また、AI OCRは、これまで人間のみが行ってきた業務プロセスを代行・代替するRPA(Robotic Process Automation)との連携が可能です。この2つを連携させることで、画像の読み込みから出力まで、一連の作業のさらなる自動化が促進され、より一層の業務効率化を実現できるでしょう。
AI OCRの導入事例
ここからは、実際にAI OCRを活用し、業務効率化を実現した事例をご紹介します。AI OCRを導入するとどのような業務効率化を図ることができるのか、事例をもとに見ていきましょう。
ユニフォームメーカーA社の事例:返品業務にかかっていた時間が70%以上削減した
事務服や作業服といったユニフォームを製造販売するA社。ユニフォームメーカーにとって、サイズ違いなどの理由で返品されることは日常的なことであり、年間約30万件もの返品業務が発生しているそうです。日常的なこととはいえ、FAXで届く伝票の手入力と処理業務は、現場の大きな負担でした。
そこで、AI OCRを導入したところ、手書きの伝票もスキャナーで読み取ることができるようになり、伝票のデータ化も実現。返品業務にかかっていた時間が70%以上も削減できたそうです。現場からも「この作業もAI OCRで読み取りましょう」といった提案が出るようになり、企業全体がデジタル化に対して積極的になったそうです。
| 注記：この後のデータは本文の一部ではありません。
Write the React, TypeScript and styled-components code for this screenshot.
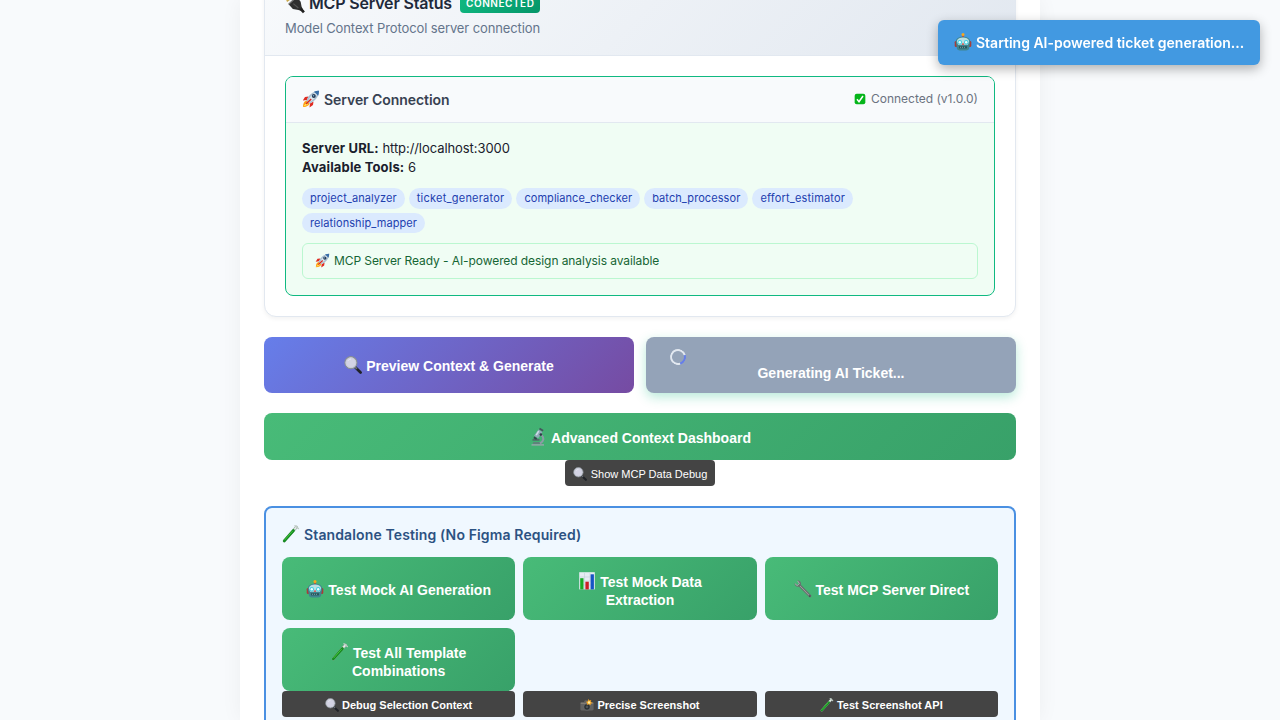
import React from "react";
import styled, { createGlobalStyle, css } from "styled-components";

const GlobalStyle = createGlobalStyle`
  * { box-sizing: border-box; }
  body {
    margin: 0;
    background: #f8fafc;
    color: #1a202c;
    font-family: Inter, "Liberation Sans", sans-serif;
    overflow: hidden;
  }
`;

const Page = styled.main`
  width: 800px;
  height: 720px;
  margin: 0 auto;
  padding: 0 24px;
  overflow: hidden;
  background: #ffffff;
  box-shadow: 0 0 20px rgba(0, 0, 0, 0.05);
`;

const Card = styled.section`
  margin-top: -30px;
  height: 347px;
  border: 1px solid #e2e8f0;
  border-radius: 12px;
  overflow: hidden;
  background: #fff;
  box-shadow: 0 2px 4px rgba(0, 0, 0, 0.05);
`;

const CardHeader = styled.header`
  height: 85px;
  padding: 19px 20px;
  background: linear-gradient(135deg, #f8fafc 0%, #e2e8f0 100%);
  border-bottom: 1px solid #e2e8f0;
`;

const CardTitle = styled.h3`
  display: flex;
  align-items: center;
  height: 26px;
  margin: 0;
  font-size: 16px;
  font-weight: 600;
  letter-spacing: -0.17px;
  color: #1e293b;

  svg { margin-top: 0; }
`;

const StatusBadge = styled.span`
  height: 18px;
  margin: 2px 0 0 8px;
  padding: 0 5.5px 0 6px;
  border-radius: 4px;
  background: linear-gradient(135deg, #10b981 0%, #059669 100%);
  color: #fff;
  font-size: 10px;
  line-height: 17px;
  font-weight: 600;
  letter-spacing: 0.55px;
`;

const CardSubtitle = styled.p`
  margin: 2px 0 0;
  font-size: 13px;
  line-height: 20px;
  letter-spacing: -0.11px;
  color: #64748b;
`;

const CardBody = styled.div`
  padding: 20px;
`;

const Connection = styled.div`
  height: 220px;
  border: 1px solid #10b981;
  border-radius: 8px;
  overflow: hidden;
  background: #f0fdf4;
`;

const ConnectionHeader = styled.div`
  display: flex;
  justify-content: space-between;
  height: 46px;
  padding: 0 16px;
  background: #f8fafc;
  border-bottom: 1px solid #e2e8f0;
`;

const ConnectionTitle = styled.h4`
  margin: 0;
  font-size: 14px;
  line-height: 46px;
  font-weight: 600;
  letter-spacing: -0.06px;
  color: #374151;
`;

const ConnectionState = styled.span`
  font-size: 12px;
  line-height: 44px;
  color: #6b7280;
`;

const ConnectionBody = styled.div`
  padding: 16px;
  font-size: 13px;
  line-height: 19.5px;
`;

const Detail = styled.div`
  height: 19px;
  line-height: 19px;
  letter-spacing: -0.07px;
`;

const DetailLabel = styled.strong`
  font-weight: 700;
  letter-spacing: 0.15px;
`;

const ToolList = styled.div`
  display: flex;
  flex-wrap: wrap;
  gap: 4px;
  margin: 11px 0 10px;
`;

const Tool = styled.span<{ $tracking: number }>`
  height: 20.5px;
  padding: 2px 8px;
  border-radius: 12px;
  background: #dbeafe;
  color: #1e40af;
  font-size: 11px;
  line-height: 16px;
  letter-spacing: ${(p) => p.$tracking}px;
`;

const Ready = styled.div`
  height: 36px;
  padding: 8px 12px;
  border: 1px solid #bbf7d0;
  border-radius: 6px;
  color: #166534;
  font-size: 12px;
  line-height: 18px;
  letter-spacing: -0.08px;
`;

const ActionRow = styled.div`
  display: grid;
  grid-template-columns: 1fr 1fr;
  gap: 12px;
  margin: 20px 0;
`;

const buttonText = css`
  border: 0;
  color: #fff;
  font-family: "Liberation Sans", Arial, sans-serif;
  text-align: center;
`;

const ActionButton = styled.button<{ $tone: "violet" | "green" | "busy"; $height: number; $top?: number }>`
  ${buttonText}
  width: 100%;
  height: ${(p) => p.$height}px;
  padding: ${(p) => p.$top ?? 2}px 24px 0;
  border-radius: 8px;
  font-size: 14px;
  line-height: 18px;
  font-weight: 700;
  background: ${(p) =>
    p.$tone === "violet"
      ? "linear-gradient(135deg, #667eea 0%, #764ba2 100%)"
      : p.$tone === "green"
        ? "linear-gradient(135deg, #48bb78 0%, #38a169 100%)"
        : "#94a3b8"};
  ${(p) => p.$tone === "busy" && "box-shadow: 0 4px 12px rgba(16, 185, 129, 0.3);"}
`;

const Spinner = styled.span`
  display: block;
  width: 16px;
  height: 16px;
  border: 2px solid #e2e8f0;
  border-top-color: #667eea;
  border-radius: 50%;
  transform: rotate(118deg);
`;

const BusyLabel = styled.span`
  display: block;
  line-height: 16px;
`;

const DebugButton = styled.button<{ $strong?: boolean }>`
  ${buttonText}
  height: 26px;
  padding: 2px 8px 0;
  border-radius: 4px;
  background: #444;
  font-size: 11px;
  line-height: 14px;
  font-weight: ${(p) => (p.$strong ? 700 : 400)};
`;

const Centered = styled.div`
  display: flex;
  justify-content: center;
`;

const Testing = styled.section`
  height: 260px;
  margin-top: 20px;
  padding: 16px;
  border: 2px solid #4a90e2;
  border-radius: 8px;
  background: #f0f8ff;
`;

const TestingTitle = styled.h4`
  height: 33px;
  margin: 0;
  font-size: 14px;
  line-height: 22px;
  font-weight: 600;
  letter-spacing: 0.13px;
  color: #2c5282;
`;

const TripleGrid = styled.div`
  display: grid;
  grid-template-columns: repeat(3, 1fr);
  gap: 8px;
`;

const Toast = styled.div`
  position: fixed;
  top: 20px;
  right: 20px;
  width: 322px;
  height: 45px;
  padding: 0 16px;
  border-radius: 6px;
  background: #4299e1;
  color: #fff;
  font-size: 14px;
  line-height: 46px;
  font-weight: 600;
  white-space: nowrap;
  box-shadow: 0 4px 12px rgba(0, 0, 0, 0.3);
`;

const Glyph = styled.svg<{ $size: number; $drop: number; $gap: number }>`
  display: inline-block;
  width: ${(p) => p.$size}px;
  height: ${(p) => p.$size}px;
  margin: -6px ${(p) => p.$gap}px 0 0;
  vertical-align: ${(p) => -p.$drop}px;
  overflow: visible;
  flex: none;
`;

type IconName =
  | "plug" | "rocket" | "check" | "robot" | "lens" | "microscope"
  | "tube" | "chart" | "wrench" | "camera";

const drawings: Record<IconName, React.ReactNode> = {
  plug: (
    <>
      <path d="M1.500 7.500l4-3M6 2l3.500-2" stroke="#c9a94e" strokeWidth="1.600" />
      <path d="M3.200 10.200L10.500 3.500l3.600 4.300.8 4.300 2.400 4.900-5.200-1.800-5-.7z" fill="#303030" />
      <path d="M3.200 10.200L10.500 3.500" stroke="#777" strokeWidth="1.200" />
      <path d="M7.500 9.500l4.500 4" stroke="#565656" strokeWidth="1" />
      <path d="M14 14l3 3.400" stroke="#202020" strokeWidth="2.400" />
    </>
  ),
  rocket: (
    <>
      <path d="M1 17c0-4 1.500-6.500 4.500-6.500l2.200 2.300C7.500 15.500 5 17 1 17z" fill="#ff9d16" />
      <path d="M1.200 16.800l3.500-4.300 1.700 1.700z" fill="#ffed5c" />
      <path d="M6.500 6.500L3 7 .8 10.600l4-.6zM11.500 11.500l-.5 3.400-3.500 2.500.5-4z" fill="#df2b22" />
      <path d="M4.500 11C6 5.500 10.500 1.200 17 .8c.2 6.200-4.500 11-9.800 12.700z" fill="#a9bfd2" />
      <path d="M5.600 12C8 6 11.500 3 16.900.8 15 6 11.500 10 6.500 12.800z" fill="#dae6ed" />
      <path d="M12 1.800C13.500 1 15.200.8 17 .8c0 1.800-.2 3.400-.9 4.900z" fill="#386da8" />
      <circle cx="11.800" cy="6.100" r="2" fill="#243752" />
      <circle cx="11.500" cy="5.800" r=".8" fill="#7aafd3" />
      <path d="M4 14l5.200-5" stroke="#d92820" strokeWidth="1.500" />
    </>
  ),
  check: (
    <>
      <rect x="1" y="1" width="16" height="16" rx="3" fill="#05b51a" />
      <path d="M4.500 9.500l3 3.500L13.500 4.500" stroke="#fff" strokeWidth="2.300" fill="none" />
    </>
  ),
  robot: (
    <>
      <path d="M9 5V2" stroke="#d34537" strokeWidth="1.800" />
      <circle cx="9" cy="1.500" r="1.500" fill="#f7a91c" />
      <rect x=".7" y="8" width="3" height="6" rx="1.300" fill="#a83c38" />
      <rect x="14.300" y="8" width="3" height="6" rx="1.300" fill="#a83c38" />
      <path d="M1.800 9C1.800 5.200 5 3.800 9 3.800s7.200 1.400 7.200 5.200c0 2-.8 3-.9 5.500-.1 2.200-1.500 3-3.300 3H6c-1.800 0-3.200-.8-3.300-3C2.600 12 1.800 11 1.800 9z" fill="#3f858f" />
      <path d="M2.800 8C3.800 5 6 4.400 9 4.400s5.200.6 6.200 3.600L14 11.800H4z" fill="#b9dfe3" />
      <circle cx="5.800" cy="9.200" r="2.200" fill="#40cfe0" />
      <circle cx="12.200" cy="9.200" r="2.200" fill="#40cfe0" />
      <circle cx="5.800" cy="9.200" r="1.200" fill="#edffff" />
      <circle cx="12.200" cy="9.200" r="1.200" fill="#edffff" />
      <path d="M9 9.500l1.200 2.300H7.800z" fill="#dc3e39" />
      <path d="M5 14.300h8" stroke="#27565d" strokeWidth="2.200" />
      <path d="M6 14.300h6" stroke="#79a5aa" strokeWidth="1" strokeDasharray="1 1" />
    </>
  ),
  lens: (
    <>
      <path d="M11.500 11.500l5.100 5" stroke="#202328" strokeWidth="2.700" strokeLinecap="round" />
      <path d="M10.700 10.700l2.200 2.200" stroke="#686d74" strokeWidth="1.800" />
      <circle cx="6.900" cy="6.700" r="6" fill="#cdd0df" stroke="#888e94" strokeWidth="1.200" />
      <circle cx="6.900" cy="6.700" r="5" fill="#d3d3e4" stroke="#c5cad2" strokeWidth=".7" />
      <path d="M4 4.800c.8-1.100 1.800-1.700 3-1.700" stroke="#e8e9f2" fill="none" />
    </>
  ),
  microscope: (
    <>
      <path d="M2.500 16.900h12.500" stroke="#9aa5ac" strokeWidth="1.400" />
      <path d="M4 15h9" stroke="#68757e" strokeWidth="1.500" />
      <path d="M11.500 6.500c4.500 3 3.200 7-.5 9" stroke="#8c9ca6" strokeWidth="2" fill="none" />
      <path d="M3.500 11.900h7" stroke="#505c66" strokeWidth="1.400" />
      <path d="M9.500 1.500l4 2.500-4.300 6.300L5 7.800z" fill="#91a9b8" />
      <path d="M10.500.5l3.600 2.300" stroke="#46535d" strokeWidth="1.700" />
      <path d="M5.300 8.600l2.900 1.700-1 1.500-2.800-1.500z" fill="#36434d" />
      <path d="M9.700 3.200L7.200 7.200" stroke="#d0dfe8" strokeWidth="1.500" />
      <circle cx="11.800" cy="6.600" r="1.300" fill="#303d46" />
    </>
  ),
  tube: (
    <>
      <path d="M14.500 2L2.200 16" stroke="#9eada4" strokeWidth="2.900" strokeLinecap="round" />
      <path d="M14.500 2L2.400 15.700" stroke="#e5eee9" strokeWidth="1.700" strokeLinecap="round" />
      <path d="M11.500 5.500L2.300 15.900" stroke="#128c20" strokeWidth="2.700" strokeLinecap="round" />
      <path d="M10.800 5.800L2.500 15.200" stroke="#4dcb3e" strokeWidth=".9" />
      <path d="M13 .7l3.400 2.800" stroke="#bdc8c3" strokeWidth="1.400" strokeLinecap="round" />
    </>
  ),
  chart: (
    <>
      <path d="M1.200.2h15.600v17.200H1.200z" fill="#e6ecf3" />
      <path d="M1.500 5h15M1.500 9h15M1.500 13h15M6.500 1v16M12 1v16" stroke="#bdcad6" strokeWidth=".5" />
      <path d="M2.200 6.200h3.300v11.200H2.200z" fill="#18ac25" />
      <path d="M7.400 9.700h3.400v7.700H7.400z" fill="#cb1f25" />
      <path d="M12.600 2.300h3.300v15.100h-3.300z" fill="#1554c4" />
    </>
  ),
  wrench: (
    <>
      <path d="M3.300.5C5.800.2 7.700 2.500 6.900 4.800l10.300 10.500c.8 1-.9 2.700-1.900 1.900L4.900 6.800C2.600 7.500.2 5.400.6 3.100l2.700 2 1.600-1.600z" fill="#68716f" />
      <path d="M6 6l9.400 9.600" stroke="#a0a5a4" strokeWidth=".9" />
      <path d="M.9 3.600l2.300 2 2.200-2-1.800-2.700" stroke="#c0c6c9" strokeWidth=".7" fill="none" />
      <circle cx="15.800" cy="16" r=".7" fill="#333d43" />
    </>
  ),
  camera: (
    <>
      <path d="M5 5l1.300-2h5.500l1.200 2h3c1 0 1.500.6 1.500 1.500v8c0 1-.6 1.500-1.500 1.500H2c-1 0-1.500-.5-1.500-1.500v-8C.5 5.500 1 5 2 5z" fill="#626262" />
      <path d="M1 7h16" stroke="#827c73" strokeWidth="1.400" />
      <circle cx="9" cy="11.500" r="4.200" fill="#292e31" stroke="#777b7d" strokeWidth=".8" />
      <circle cx="9" cy="11.500" r="1.800" fill="#4d5359" />
      <path d="M11 1l1 2.300 2.500-.7-.7 2.500 2.500 1-2.500 1.200-.2 2.100-2.500-1.300-2.500.8.8-2.400-2.200-1.500 3-.8z" fill="#f4a21f" />
      <circle cx="11.700" cy="5.700" r="1.600" fill="#fff0a0" />
    </>
  ),
};

function Icon({ name, size = 18, drop = 3, gap = 4 }: { name: IconName; size?: number; drop?: number; gap?: number }) {
  return (
    <Glyph viewBox="0 0 18 18" fill="none" aria-hidden="true" $size={size} $drop={drop} $gap={gap}>
      {drawings[name]}
    </Glyph>
  );
}

const tools = [
  { name: "project_analyzer", tracking: 0.08 },
  { name: "ticket_generator", tracking: 0.23 },
  { name: "compliance_checker", tracking: 0.05 },
  { name: "batch_processor", tracking: 0.08 },
  { name: "effort_estimator", tracking: 0.18 },
  { name: "relationship_mapper", tracking: 0.08 },
];

const tests: { icon: IconName; label: React.ReactNode; top?: number }[] = [
  { icon: "robot", label: "Test Mock AI Generation" },
  { icon: "chart", label: <>Test Mock Data<br />Extraction</>, top: 4 },
  { icon: "wrench", label: "Test MCP Server Direct" },
  { icon: "tube", label: <>Test All Template<br />Combinations</>, top: 4 },
];

const debugTools: { icon: IconName; label: string }[] = [
  { icon: "lens", label: "Debug Selection Context" },
  { icon: "camera", label: "Precise Screenshot" },
  { icon: "tube", label: "Test Screenshot API" },
];

export default function App() {
  return (
    <>
      <GlobalStyle />
      <Page>
        <Card>
          <CardHeader>
            <CardTitle>
              <Icon name="plug" size={20} />MCP Server Status
              <StatusBadge>CONNECTED</StatusBadge>
            </CardTitle>
            <CardSubtitle>Model Context Protocol server connection</CardSubtitle>
          </CardHeader>
          <CardBody>
            <Connection>
              <ConnectionHeader>
                <ConnectionTitle><Icon name="rocket" />Server Connection</ConnectionTitle>
                <ConnectionState><Icon name="check" size={12} drop={1.5} gap={5} />Connected (v1.0.0)</ConnectionState>
              </ConnectionHeader>
              <ConnectionBody>
                <Detail><DetailLabel>Server URL:</DetailLabel> http://localhost:3000</Detail>
                <Detail><DetailLabel>Available Tools:</DetailLabel> 6</Detail>
                <ToolList>
                  {tools.map((tool) => <Tool key={tool.name} $tracking={tool.tracking}>{tool.name}</Tool>)}
                </ToolList>
                <Ready><Icon name="rocket" size={15} />MCP Server Ready - AI-powered design analysis available</Ready>
              </ConnectionBody>
            </Connection>
          </CardBody>
        </Card>
        <ActionRow>
          <ActionButton $tone="violet" $height={56}><Icon name="lens" />Preview Context &amp; Generate</ActionButton>
          <ActionButton $tone="busy" $height={56} $top={0}>
            <Spinner />
            <BusyLabel>Generating AI Ticket...</BusyLabel>
          </ActionButton>
        </ActionRow>
        <ActionButton $tone="green" $height={47}><Icon name="microscope" />Advanced Context Dashboard</ActionButton>
        <Centered>
          <DebugButton><Icon name="lens" size={14} />Show MCP Data Debug</DebugButton>
        </Centered>
        <Testing>
          <TestingTitle><Icon name="tube" />Standalone Testing (No Figma Required)</TestingTitle>
          <TripleGrid>
            {tests.map((test) => (
              <ActionButton key={test.icon} $tone="green" $height={63} $top={test.top}>
                <Icon name={test.icon} />{test.label}
              </ActionButton>
            ))}
          </TripleGrid>
          <TripleGrid>
            {debugTools.map((tool) => (
              <DebugButton key={tool.icon} $strong>
                <Icon name={tool.icon} size={14} gap={3} />{tool.label}
              </DebugButton>
            ))}
          </TripleGrid>
        </Testing>
      </Page>
      <Toast role="status"><Icon name="robot" />Starting AI-powered ticket generation...</Toast>
    </>
  );
}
不動産会社B社の事例:AI OCR導入で年間約300件の書類も楽にデータ化
新築物件やアパート、マンションなどの賃貸住宅の管理業務を手掛けているB社。従業員は10名程度でありながらも、FAXで届く年間約300件の入居申込書のデータを手入力していました。当然、それらの入力業務は時間的にも精神的にも従業員の負担となっていたそうです。
そこで、AI OCRを導入したところ、読みにくい文字や一目ではわからない難しい漢字も含めて、入居申込書のデータ化を実現でき、従業員の負担も大幅に減少しました。
また、AI OCRは議事録のデータ化や、行政とのやりとりで必要な設計関係の紙の指示書もデータ化することができ、さまざまな業務の効率化が実現しています。
AI OCRの活用で業務効率の改善を
OCR製品を用いた業務プロセスのデジタル化は、前述のように、経済産業省のDXレポートでも「企業が直ちに取り組むべきアクション」に位置付けられています。この機会に、手動のデータ入力から脱却し、さらなる業務効率化の実現を目指してはいかがでしょうか。